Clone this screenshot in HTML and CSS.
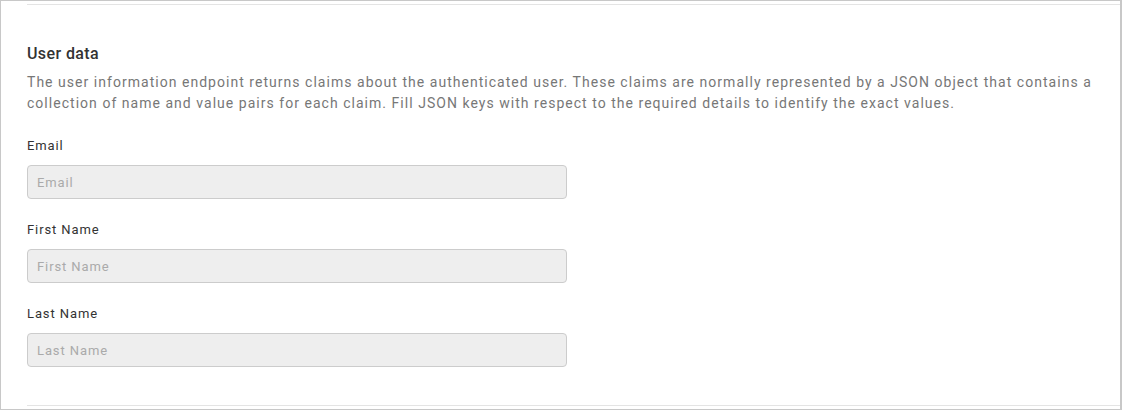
FILE: index.html
```html
<!DOCTYPE html>
<html>
<head>
<meta charset="utf-8">
<link rel="stylesheet" href="styles.css">
</head>
<body>
<div class="frame">
  <div class="section">
    <h3 class="title">User data</h3>
    <p class="desc">The user information endpoint returns claims about the authenticated user. These claims are normally represented by a JSON object that contains a collection of name and value pairs for each claim. Fill JSON keys with respect to the required details to identify the exact values.</p>
    <div class="field">
      <label class="label">Email</label>
      <input class="input" type="text" placeholder="Email" disabled>
    </div>
    <div class="field">
      <label class="label">First Name</label>
      <input class="input" type="text" placeholder="First Name" disabled>
    </div>
    <div class="field">
      <label class="label">Last Name</label>
      <input class="input" type="text" placeholder="Last Name" disabled>
    </div>
  </div>
</div>
</body>
</html>
```
FILE: styles.css
```css
html, body {
  margin: 0;
  padding: 0;
  background: #fff;
}
.frame {
  width: 1122px;
  height: 410px;
  box-sizing: border-box;
  border: 1px solid #c8c8c8;
  border-right-width: 2px;
  padding: 3px 0 3px 26px;
  font-family: Roboto, "Liberation Sans", sans-serif;
}
.section {
  border-top: 1px solid #e4e4e4;
  border-bottom: 1px solid #e4e4e4;
  height: 402px;
  box-sizing: border-box;
  padding-top: 39px;
}
.title {
  margin: 0;
  font-size: 16px;
  font-weight: 500;
  line-height: 20px;
  color: #333;
  letter-spacing: 0.4px;
}
.desc {
  margin: 8px 0 0;
  font-size: 14px;
  line-height: 21px;
  color: #777;
  letter-spacing: 1.03px;
  padding-right: 20px;
}
.field {
  display: flex;
  flex-direction: column;
  margin-top: 24px;
}
.field + .field {
  margin-top: 23px;
}
.label {
  font-size: 13px;
  line-height: 16px;
  color: #333;
  letter-spacing: 0.9px;
}
.input {
  margin-top: 11px;
  width: 540px;
  height: 34px;
  box-sizing: border-box;
  border: 1px solid #ccc;
  border-radius: 4px;
  background: #eee;
  padding: 0 9px;
  font-family: Roboto, "Liberation Sans", sans-serif;
  font-size: 13px;
  letter-spacing: 0.9px;
  color: #555;
}
.input::placeholder {
  color: #aaa;
}
```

● ● ● ● ● ● ●

## Aim of the exercise
Reproduce the listing word for word and omit its pictures.

## Solution to this problem
Clone this screenshot in HTML and CSS.
FILE: index.html
```html
<!DOCTYPE html>
<html>
<head>
<meta charset="utf-8">
<link rel="stylesheet" href="styles.css">
</head>
<body>
<div class="frame">
  <div class="section">
    <h3 class="title">User data</h3>
    <p class="desc">The user information endpoint returns claims about the authenticated user. These claims are normally represented by a JSON object that contains a collection of name and value pairs for each claim. Fill JSON keys with respect to the required details to identify the exact values.</p>
    <div class="field">
      <label class="label">Email</label>
      <input class="input" type="text" placeholder="Email" disabled>
    </div>
    <div class="field">
      <label class="label">First Name</label>
      <input class="input" type="text" placeholder="First Name" disabled>
    </div>
    <div class="field">
      <label class="label">Last Name</label>
      <input class="input" type="text" placeholder="Last Name" disabled>
    </div>
  </div>
</div>
</body>
</html>
```
FILE: styles.css
```css
html, body {
  margin: 0;
  padding: 0;
  background: #fff;
}
.frame {
  width: 1122px;
  height: 410px;
  box-sizing: border-box;
  border: 1px solid #c8c8c8;
  border-right-width: 2px;
  padding: 3px 0 3px 26px;
  font-family: Roboto, "Liberation Sans", sans-serif;
}
.section {
  border-top: 1px solid #e4e4e4;
  border-bottom: 1px solid #e4e4e4;
  height: 402px;
  box-sizing: border-box;
  padding-top: 39px;
}
.title {
  margin: 0;
  font-size: 16px;
  font-weight: 500;
  line-height: 20px;
  color: #333;
  letter-spacing: 0.4px;
}
.desc {
  margin: 8px 0 0;
  font-size: 14px;
  line-height: 21px;
  color: #777;
  letter-spacing: 1.03px;
  padding-right: 20px;
}
.field {
  display: flex;
  flex-direction: column;
  margin-top: 24px;
}
.field + .field {
  margin-top: 23px;
}
.label {
  font-size: 13px;
  line-height: 16px;
  color: #333;
  letter-spacing: 0.9px;
}
.input {
  margin-top: 11px;
  width: 540px;
  height: 34px;
  box-sizing: border-box;
  border: 1px solid #ccc;
  border-radius: 4px;
  background: #eee;
  padding: 0 9px;
  font-family: Roboto, "Liberation Sans", sans-serif;
  font-size: 13px;
  letter-spacing: 0.9px;
  color: #555;
}
.input::placeholder {
  color: #aaa;
}
```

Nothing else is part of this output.